A Conversation with Patricia de Lille

Speaker: Patricia de Lille, Mayor, City of Cape Town
Presider: Ann Cooper, Broadcast Director, Graduate School of Journalism, Columbia University
July 8, 2014

Event Description

Cape Town mayor Patricia de Lille joins Ann Cooper of Columbia University to offer her thoughts on recent events in South African politics. De Lille explains her initiatives to improve Cape Town's physical infrastructure and service delivery as well as her efforts to promote the city as a business-friendly gateway to the rest of Africa. At the national level, de Lille discusses the problem of corruption in the current ANC-controlled government and her hopes that a viable political opposition movement will eventually emerge.

The Darryl G. Behrman Lecture on Africa Policy is held in memory of Darryl G. Behrman, who was originally from South Africa and had an abiding passion for Africa and international peace.
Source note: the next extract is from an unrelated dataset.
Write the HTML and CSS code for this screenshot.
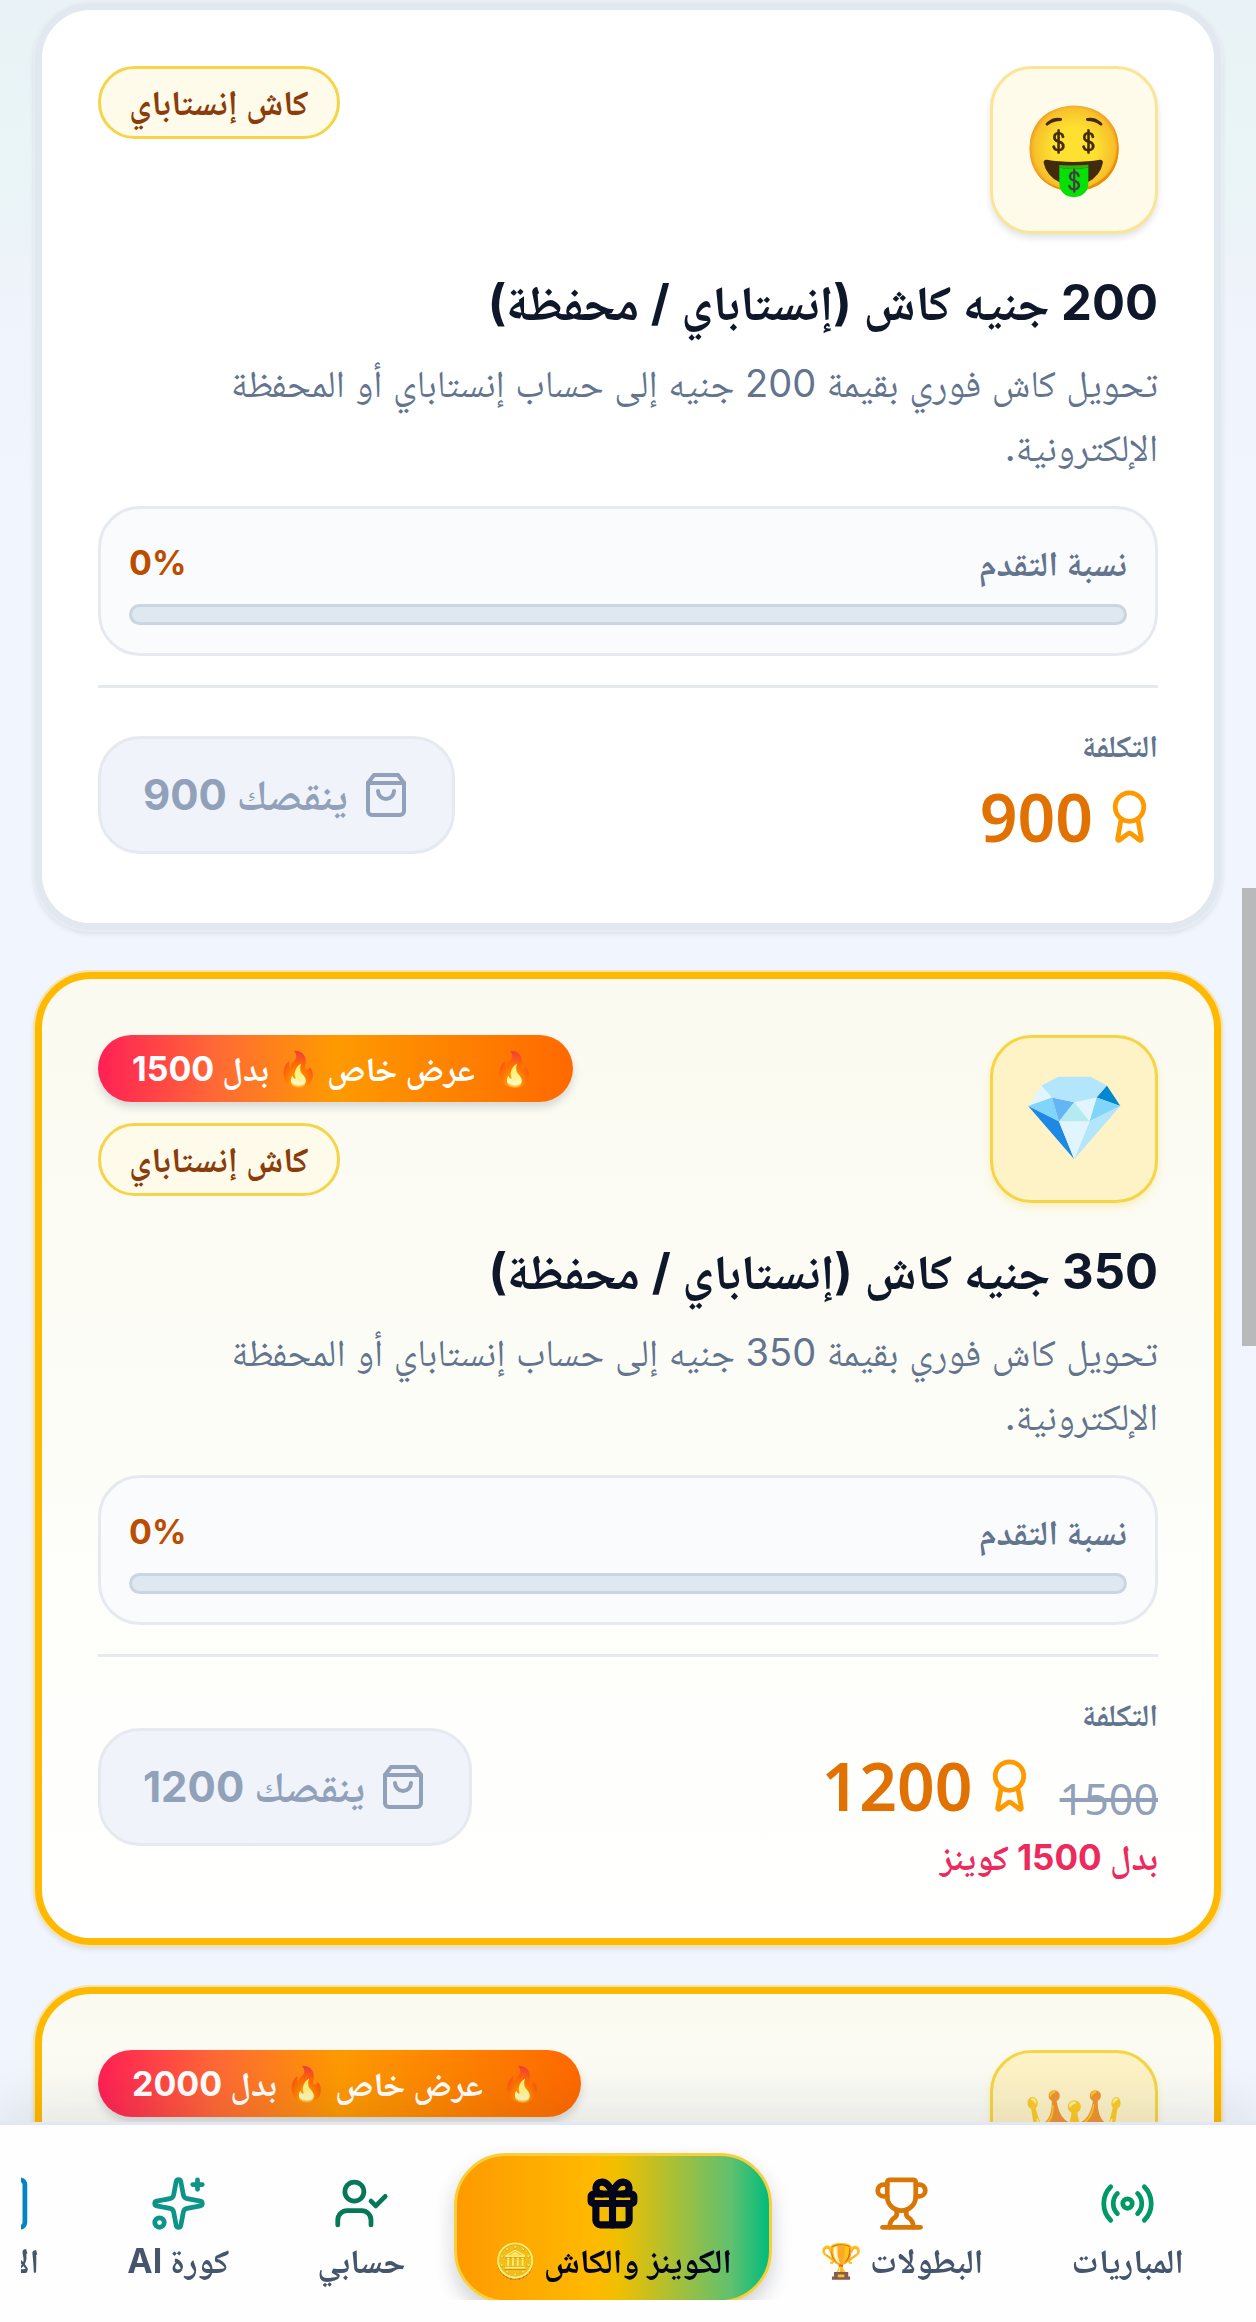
FILE: index.html
```html
<!DOCTYPE html>
<html lang="ar" dir="rtl">
<head>
  <meta charset="UTF-8">
  <meta name="viewport" content="width=device-width, initial-scale=1.0">
  <title>الكوينز والكاش</title>
  <link rel="stylesheet" href="styles.css">
</head>
<body>
  <svg class="icon-defs" aria-hidden="true">
    <symbol id="icon-award" viewBox="0 0 24 24">
      <path d="m15.477 12.89 1.515 8.526a.5.5 0 0 1-.81.47l-3.58-2.687a1 1 0 0 0-1.197 0l-3.586 2.686a.5.5 0 0 1-.81-.469l1.514-8.526" />
      <circle cx="12" cy="8" r="6" />
    </symbol>
    <symbol id="icon-bag" viewBox="0 0 24 24">
      <path d="M6 2 3 6v14a2 2 0 0 0 2 2h14a2 2 0 0 0 2-2V6l-3-4Z" />
      <path d="M3 6h18" />
      <path d="M16 10a4 4 0 0 1-8 0" />
    </symbol>
  </svg>

  <main class="rewards">
    <article class="card">
      <div class="card-head">
        <div class="card-emoji">🤑</div>
        <div class="card-badges">
          <span class="badge">كاش إنستاباي</span>
        </div>
      </div>
      <h3 class="card-title">200 جنيه كاش (إنستاباي / محفظة)</h3>
      <p class="card-text">تحويل كاش فوري بقيمة 200 جنيه إلى حساب إنستاباي أو المحفظة الإلكترونية.</p>
      <div class="progress">
        <div class="progress-row">
          <span>نسبة التقدم</span>
          <span class="progress-value" dir="ltr">0%</span>
        </div>
        <div class="progress-bar"></div>
      </div>
      <div class="card-footer">
        <div class="cost">
          <span class="cost-label">التكلفة</span>
          <div class="cost-row">
            <svg class="award"><use href="#icon-award" /></svg>
            <span class="price">900</span>
          </div>
        </div>
        <button type="button" class="buy-button" disabled>
          <svg class="bag"><use href="#icon-bag" /></svg>
          ينقصك 900
        </button>
      </div>
    </article>

    <article class="card card-offer">
      <div class="card-head">
        <div class="card-emoji">💎</div>
        <div class="card-badges">
          <span class="offer"><span>🔥</span> عرض خاص 🔥 بدل 1500</span>
          <span class="badge">كاش إنستاباي</span>
        </div>
      </div>
      <h3 class="card-title">350 جنيه كاش (إنستاباي / محفظة)</h3>
      <p class="card-text">تحويل كاش فوري بقيمة 350 جنيه إلى حساب إنستاباي أو المحفظة الإلكترونية.</p>
      <div class="progress">
        <div class="progress-row">
          <span>نسبة التقدم</span>
          <span class="progress-value" dir="ltr">0%</span>
        </div>
        <div class="progress-bar"></div>
      </div>
      <div class="card-footer">
        <div class="cost">
          <span class="cost-label">التكلفة</span>
          <div class="cost-row">
            <del class="old-price">1500</del>
            <svg class="award"><use href="#icon-award" /></svg>
            <span class="price">1200</span>
          </div>
          <span class="cost-note">بدل 1500 كوينز</span>
        </div>
        <button type="button" class="buy-button" disabled>
          <svg class="bag"><use href="#icon-bag" /></svg>
          ينقصك 1200
        </button>
      </div>
    </article>

    <article class="card card-offer">
      <div class="card-head">
        <div class="card-emoji">👑</div>
        <div class="card-badges">
          <span class="offer"><span>🔥</span> عرض خاص 🔥 بدل 2000</span>
        </div>
      </div>
    </article>
  </main>

  <div class="scrollbar"></div>

  <nav class="bottom-nav">
    <div class="nav-list">
      <a href="#" class="nav-item">
        <svg class="nav-icon matches" viewBox="0 0 24 24">
          <path d="M16.247 7.761a6 6 0 0 1 0 8.478" />
          <path d="M19.075 4.933a10 10 0 0 1 0 14.134" />
          <path d="M4.925 19.067a10 10 0 0 1 0-14.134" />
          <path d="M7.753 16.239a6 6 0 0 1 0-8.478" />
          <circle cx="12" cy="12" r="2" />
        </svg>
        <span>المباريات</span>
      </a>
      <a href="#" class="nav-item">
        <svg class="nav-icon cups" viewBox="0 0 24 24">
          <path d="M10 14.66v1.626a2 2 0 0 1-.976 1.696A5 5 0 0 0 7 21.978" />
          <path d="M14 14.66v1.626a2 2 0 0 0 .976 1.696A5 5 0 0 1 17 21.978" />
          <path d="M18 9h1.5a1 1 0 0 0 0-5H18" />
          <path d="M4 22h16" />
          <path d="M6 9a6 6 0 0 0 12 0V3a1 1 0 0 0-1-1H7a1 1 0 0 0-1 1z" />
          <path d="M6 9H4.5a1 1 0 0 1 0-5H6" />
        </svg>
        <span>البطولات 🏆</span>
      </a>
      <a href="#" class="nav-item nav-active">
        <svg class="nav-icon" viewBox="0 0 24 24">
          <rect x="3" y="8" width="18" height="4" rx="1" />
          <path d="M12 8v13" />
          <path d="M19 12v7a2 2 0 0 1-2 2H7a2 2 0 0 1-2-2v-7" />
          <path d="M7.5 8a2.5 2.5 0 0 1 0-5A4.8 8 0 0 1 12 8a4.8 8 0 0 1 4.5-5 2.5 2.5 0 0 1 0 5" />
        </svg>
        <span>الكوينز والكاش 🪙</span>
      </a>
      <a href="#" class="nav-item">
        <svg class="nav-icon account" viewBox="0 0 24 24">
          <path d="m16 11 2 2 4-4" />
          <path d="M16 21v-2a4 4 0 0 0-4-4H6a4 4 0 0 0-4 4v2" />
          <circle cx="9" cy="7" r="4" />
        </svg>
        <span>حسابي</span>
      </a>
      <a href="#" class="nav-item">
        <svg class="nav-icon ai" viewBox="0 0 24 24">
          <path d="M11.017 2.814a1 1 0 0 1 1.966 0l1.051 5.558a2 2 0 0 0 1.594 1.594l5.558 1.051a1 1 0 0 1 0 1.966l-5.558 1.051a2 2 0 0 0-1.594 1.594l-1.051 5.558a1 1 0 0 1-1.966 0l-1.051-5.558a2 2 0 0 0-1.594-1.594l-5.558-1.051a1 1 0 0 1 0-1.966l5.558-1.051a2 2 0 0 0 1.594-1.594z" />
          <path d="M20 2v4" />
          <path d="M22 4h-4" />
          <circle cx="4" cy="20" r="2" />
        </svg>
        <span>كورة AI</span>
      </a>
      <a href="#" class="nav-item nav-last">
        <svg class="nav-icon more" viewBox="0 0 24 24">
          <rect x="3" y="2" width="18" height="20" rx="2" />
        </svg>
        <span>الا</span>
      </a>
    </div>
  </nav>
</body>
</html>
```
FILE: styles.css
```css
* {
  box-sizing: border-box;
}
body {
  margin: 0;
  background: linear-gradient(#e9f2f6, #e9f5f6 160px, #eff3fb 300px, #f1f5fd 500px);
  font-family: Inter, "Noto Naskh Arabic", "Noto Sans", sans-serif;
  color: #0f172a;
}
svg {
  fill: none;
  stroke: currentColor;
  stroke-width: 2;
  stroke-linecap: round;
  stroke-linejoin: round;
}
.icon-defs {
  display: none;
}
.rewards {
  display: flex;
  flex-direction: column;
  gap: 42px;
  padding: 3px 35px 20px;
}
.card {
  padding: 56px;
  background-color: #ffffff;
  border: 7px solid #e2e8f0;
  border-radius: 56px;
  box-shadow: 0 0 0 2px #e8edf4, 0 3px 6px rgba(15, 23, 42, 0.12);
}
.card-offer {
  background: linear-gradient(#fafaf0, #fdfdf8 50%, #ffffff);
  border-color: #ffb900;
  box-shadow: 0 0 0 2px #f8e3a8, 0 3px 6px rgba(15, 23, 42, 0.15);
}
.card-head {
  display: flex;
  justify-content: space-between;
  align-items: flex-start;
}
.card-emoji {
  display: flex;
  align-items: center;
  justify-content: center;
  width: 168px;
  height: 168px;
  padding-bottom: 4px;
  font-size: 84px;
  line-height: 90px;
  background-color: #fffbeb;
  border: 3px solid #fae596;
  border-radius: 42px;
  box-shadow: 0 4px 6px rgba(15, 23, 42, 0.12);
}
.card-offer .card-emoji {
  background-color: #fef3c6;
  border-color: #f5d547;
  box-shadow: 0 4px 8px rgba(245, 213, 71, 0.3);
}
.card-badges {
  display: flex;
  flex-direction: column;
  align-items: flex-end;
  gap: 21px;
}
.badge {
  padding: 0 28px;
  font-size: 35px;
  font-weight: 700;
  line-height: 67px;
  color: #8a3d0b;
  background-color: #fffbeb;
  border: 3px solid #f5d547;
  border-radius: 40px;
}
.offer {
  display: flex;
  gap: 18px;
  padding: 0 38px 0 34px;
  font-size: 34px;
  font-weight: 700;
  line-height: 67px;
  color: #ffffff;
  background: linear-gradient(to left, #ff6900, #fe9a00 50%, #ff6a35 75%, #ff2056);
  border-radius: 40px;
  box-shadow: 0 5px 8px rgba(15, 23, 42, 0.15);
}
.card-title {
  margin: 36px 0 15px;
  font-size: 49px;
  font-weight: 700;
  line-height: 66px;
}
.card-text {
  margin: 0 0 27px;
  font-size: 38px;
  line-height: 64px;
  color: #62748e;
}
.progress {
  padding: 28px;
  background-color: #fafbfd;
  border: 3px solid #e6eaf0;
  border-radius: 42px;
}
.progress-row {
  display: flex;
  justify-content: space-between;
  margin-bottom: 15px;
  font-size: 35px;
  font-weight: 700;
  line-height: 52px;
  color: #62748e;
}
.progress-value {
  font-size: 34px;
  color: #bb4d00;
}
.progress-bar {
  height: 21px;
  background-color: #dfe7f1;
  border: 3px solid #cad5e2;
  border-radius: 12px;
}
.card-footer {
  display: flex;
  justify-content: space-between;
  align-items: center;
  margin-top: 29px;
  padding: 37px 0 2px;
  border-top: 3px solid #e6eaf0;
}
.cost-label {
  display: block;
  font-size: 31px;
  font-weight: 700;
  line-height: 42px;
  color: #62748e;
}
.cost-row {
  display: flex;
  align-items: center;
  gap: 8px;
  height: 98px;
}
.award {
  width: 57px;
  height: 57px;
  color: #fe9a00;
}
.price {
  font-family: "Noto Sans", sans-serif;
  font-size: 66px;
  font-weight: 600;
  line-height: 84px;
  color: #e17100;
}
.old-price {
  margin-left: 14px;
  padding-top: 28px;
  font-family: "Noto Sans", sans-serif;
  font-size: 43px;
  line-height: 60px;
  color: #90a1b9;
}
.cost-note {
  display: block;
  font-size: 35px;
  font-weight: 700;
  line-height: 46px;
  color: #ec2a5e;
}
.buy-button {
  display: flex;
  align-items: center;
  gap: 14px;
  height: 118px;
  padding: 0 42px;
  font-family: inherit;
  font-size: 42px;
  font-weight: 700;
  line-height: 60px;
  color: #90a1b9;
  background-color: #f0f4fa;
  border: 3px solid #e5e9f0;
  border-radius: 42px;
}
.bag {
  width: 48px;
  height: 48px;
}
.scrollbar {
  position: fixed;
  top: 888px;
  right: 0;
  width: 14px;
  height: 458px;
  background-color: #b7b9bb;
}
.bottom-nav {
  position: fixed;
  right: 0;
  bottom: 0;
  left: 0;
  padding: 0 21px 22px;
  background-color: #fefefe;
  border-top: 3px solid #e3e7f1;
  box-shadow: 0 -10px 60px rgba(15, 23, 42, 0.12);
}
.nav-list {
  display: flex;
  gap: 8px;
  height: 175px;
  padding: 28px 11px 0;
  overflow: hidden;
}
.nav-item {
  display: flex;
  flex: none;
  flex-direction: column;
  align-items: center;
  gap: 4px;
  height: 150px;
  padding: 22px 40px 0;
  font-size: 34px;
  font-weight: 700;
  line-height: 50px;
  color: #45556c;
  text-decoration: none;
  white-space: nowrap;
}
.nav-active {
  padding: 19px 37px 0;
  color: #020618;
  background: linear-gradient(to left, #00bc7d, #5fc06f 12%, #efbf00 48%, #ffb900 56%, #fe9a00);
  border: 3px solid #f7cf3c;
  border-radius: 52px;
  box-shadow: 0 10px 20px rgba(15, 23, 42, 0.2);
}
.nav-active svg {
  stroke-width: 3;
}
.nav-icon {
  width: 57px;
  height: 57px;
}
.nav-last {
  width: 152px;
}
.nav-last span {
  align-self: flex-start;
}
.matches {
  color: #009966;
}
.cups {
  color: #d97706;
}
.account {
  color: #047857;
}
.ai {
  color: #0d9488;
}
.more {
  color: #0284c7;
}
```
The annual lecture is funded by members of the Behrman family.

Event Highlights

Patricia de Lille on the political challenges that remain in South Africa twenty years after its transition to democratic rule:

"The first five years of our new democracy under the leadership of Nelson Mandela did a lot of work around nation-building, around working to make sure that we work for peace and reconciliation. Now, reconciliation is not an event. It's not something that you can wake up one morning and say, 'I've now reconciled.' It is a process where we need to get the whole of the country involved. And where we are today is actually difficult to talk reconciliation when you have to deal with poverty, with inequality, when it's just a struggle to survive."

Patricia de Lille on her efforts as mayor of Cape Town to expand basic services to poor residents:

"We do a lot of cross-subsidization. With the rates that we collect from the very rich in Cape Town, we co-subsidize the poor people. We give 60 kiloliters of water—no, 350 liters of water free a day to the poor people. We also give 60 kilowatt of electricity free a day. I'm calling it free, but somebody still has to pay for it. It is just that, you know, the poor and marginalized, they can't afford to pay it. The city put in, in that money. So keeping that balance right—and you find that the higher-income bracket and people that we charge 30,000 rand a month who live in their own homes, they are prepared to pay, because we have good infrastructure, we keep the water running, you can have your electricity all the time, and that is the balance that we have to keep right."

Patricia de Lille on the ANC's electoral dominance and the challenges of building a viable political opposition movement:

"Now, as people begin to understand the role of opposition politics to hold government to account, that is where that will finally change the voting pattern in South Africa. I think after 20 years of democracy, there's still a big slice of blind loyalty vote, because the ANC brought liberation, which is also not altogether true—they didn't do it alone—and because if you look at the voting patterns now, the people above the age of 40, between 35, 40, up to 65, that is the bloc that's still voting ANC. And we can say—but, you know, in the face of all of this corruption and all of these things we see on a daily basis, why do people still vote? And therein lies the challenge that we have to build a strong alternative to the ANC. And I'm sure if we build that alternative, people will vote for that alternative."